Today will be a quiet day in the US with all of the exchanges closed for the Presidents Day holiday. Only electronic trading will be open in the US. In addition IP week gets underway in London today which should contribute to today being an even quieter and lower liquidity day than normal. The spot WTI contract is starting the week in negative territory while everything else in the oil complex is showing a small gain for the session so far. Asia is getting back to normal as China returns from its week long Lunar New Year Holiday.

The April Brent/WTI spread is now hovering near it contract high resistance level after holding support last week. The combination of Saudi oil exports down to a level not seen since the third quarter of 2011 along with North Sea maintenance scheduled to get underway in March (Buzzard field) is keeping the Brent contract supported at the moment.

Light week on the macroeconomic front with housing and inflation data hitting the media airwaves in the US along with the normal weekly jobless claims. The weekly oil inventory cycle will be postponed one day due to the Presidents Day holiday. The API oil inventory report will released on Wednesday afternoon with the EIA data hitting the airwaves at 11 AM on Thursday. The weekly Nat Gas inventory report will follow its normal time and schedule of Thursday at 10:30 am.
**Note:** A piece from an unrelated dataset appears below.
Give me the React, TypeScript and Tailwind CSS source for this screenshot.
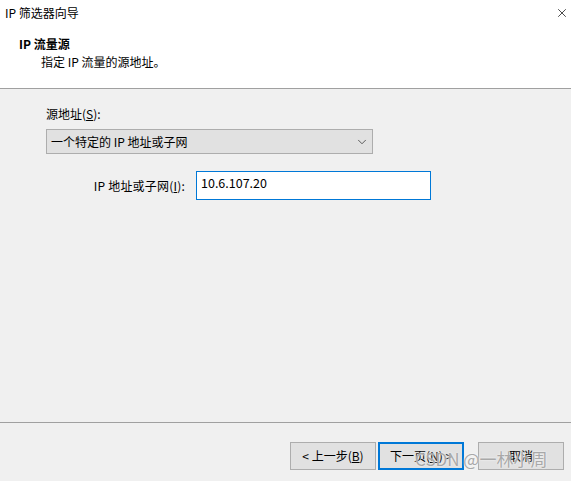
import { ChevronDown, X } from 'lucide-react';

const font = { fontFamily: '"Noto Sans CJK SC", "Noto Sans", sans-serif' };

export default function App() {
  return (
    <div className="relative w-[571px] h-[481px] bg-[#f0f0f0] text-[12px] text-black overflow-hidden flex flex-col" style={font}>
      {/* Title + header */}
      <div className="bg-white h-[88px] flex flex-col">
        <div className="h-[25px] flex items-center justify-between pl-[5px] pr-[2px]">
          <span className="leading-none">IP 筛选器向导</span>
          <X className="w-[14px] h-[14px] text-black" strokeWidth={1.2} />
        </div>
        <div className="pl-[19px] pt-[11px] font-bold leading-[16px]">IP 流量源</div>
        <div className="pl-[41px] pt-[2px] leading-[16px]">指定 IP 流量的源地址。</div>
      </div>
      <div className="h-[1px] bg-[#a0a0a0]" />

      {/* Body */}
      <div className="flex-1 flex flex-col pl-[46px] pt-[17px]">
        <div className="leading-[16px]">
          源地址(<span className="underline">S</span>):
        </div>
        <div className="mt-[7px] w-[327px] h-[25px] bg-[#e1e1e1] border border-[#adadad] flex items-center justify-between pl-[4px] pr-[3px]">
          <span>一个特定的 IP 地址或子网</span>
          <ChevronDown className="w-[14px] h-[14px] text-[#222]" strokeWidth={1.2} />
        </div>
        <div className="mt-[17px] flex items-center">
          <div className="w-[150px] text-right pr-[11px] tracking-[0.2px]">
            IP 地址或子网(<span className="underline">I</span>):
          </div>
          <div className="w-[235px] h-[29px] bg-white border border-[#0078d7] pl-[4px] pt-[3px] leading-[16px] text-[12.5px]">
            10.6.107.20
          </div>
        </div>
      </div>

      {/* Footer */}
      <div className="h-[1px] bg-[#a0a0a0]" />
      <div className="h-[58px] flex justify-end items-start pt-[19px] pr-[7px]">
        <button className="w-[86px] h-[28px] bg-[#e1e1e1] border border-[#adadad] flex items-center justify-center">
          &lt; 上一步(<span className="underline">B</span>)
        </button>
        <button className="ml-[2px] w-[86px] h-[28px] bg-[#e1e1e1] border-2 border-[#0078d7] flex items-center justify-center">
          下一页(<span className="underline">N</span>) &gt;
        </button>
        <button className="ml-[14px] w-[86px] h-[28px] bg-[#e1e1e1] border border-[#adadad] flex items-center justify-center">
          取消
        </button>
      </div>

      {/* Watermark */}
      <div className="absolute left-[415px] top-[447px] text-[17px] leading-[24px] text-[#a8a8a8] [text-shadow:0_0_2px_#ffffff] pointer-events-none whitespace-nowrap">
        CSDN @一林小周
      </div>
    </div>
  );
}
The oil complex ended the week mixed... with the spot RBOB gasoline contract surging higher during the second half of the week as market participants became more concerned that supplies could be an issue down the road. Once again RBOB gasoline is largest gainer in the complex with HO declining after a warmer than normal period.

WTI increased marginally on the week even as the Seaway pipeline remains constrained due to the bottleneck at the Jonas Creek terminal. The pipeline operator has not given any timetable for a return to normal operating capacity. The spot WTI contract increased by 0.15% or $0.14/bbl while Brent declined by about 0.16% or $0.19/bbl. Crude oil stocks in PADD 2 and Cushing were modestly lower even as the Seaway remains constrained and refinery maintenance season is getting underway.

The April Brent/WTI spread was marginally lower on the week after widening by over $4/bbl the previous week. The April spread held support last week and is currently trading at life of contract highs (basis the April spread). The April spread is now within about $6/bbl of the all time high for the spread (basis the continuation chart).

On the distillate fuel front the Nymex March HO contract decreased modestly by 0.86% or $0.0228/gal on the week even as distillate fuel inventories decreased modestly as temperatures were about normal over parts of the US during the report period. Gasoline prices increased strongly on the week after a draw in inventories. The March Nymex gasoline price increased by 2.47% or $0.0757/gal this past week.
The March Nat Gas futures contract declined strong on the week by 3.64% or $0.1190/mmbtu on the week and has now solidly breached the lower support level of the $3.20 to $3.50/mmbtu trading range that has been in play since November of 2012. The market has now moved into a new, lower trading range of $3/mmbtu to $3.20/mmbtu.

With precious little time left to the current winter heating season the bulls got another disappointment as the EIA weekly inventory report was bearish versus the market consensus and neutral at best versus the normal five year average net withdrawal for the same week. The spot Nat Gas futures price has breached the lower end ($3.20/mmbtu) of the trading range that has been in play since November.

Thursday's EIA report was bearish from the perspective that the report showed a net withdrawal that was modestly lower than the expectations but around the five year average for the same week but above last year's draw... which of course was an extremely warm February. However, the number was bearish based on a miss to the downside versus the market consensus.

The 157 BCF withdrawal (around normal for this time of the year) was below the market consensus calling for a withdrawal of around 162 BCF. The draw of 157 BCF was less than my model forecast (-170 BCF withdrawal) this week. The year over year inventory situation remains in a deficit position versus last year but still surplus versus the more normal five year average. The current inventory surplus narrowed slightly to 348 BCF above the five year average or about 16% above.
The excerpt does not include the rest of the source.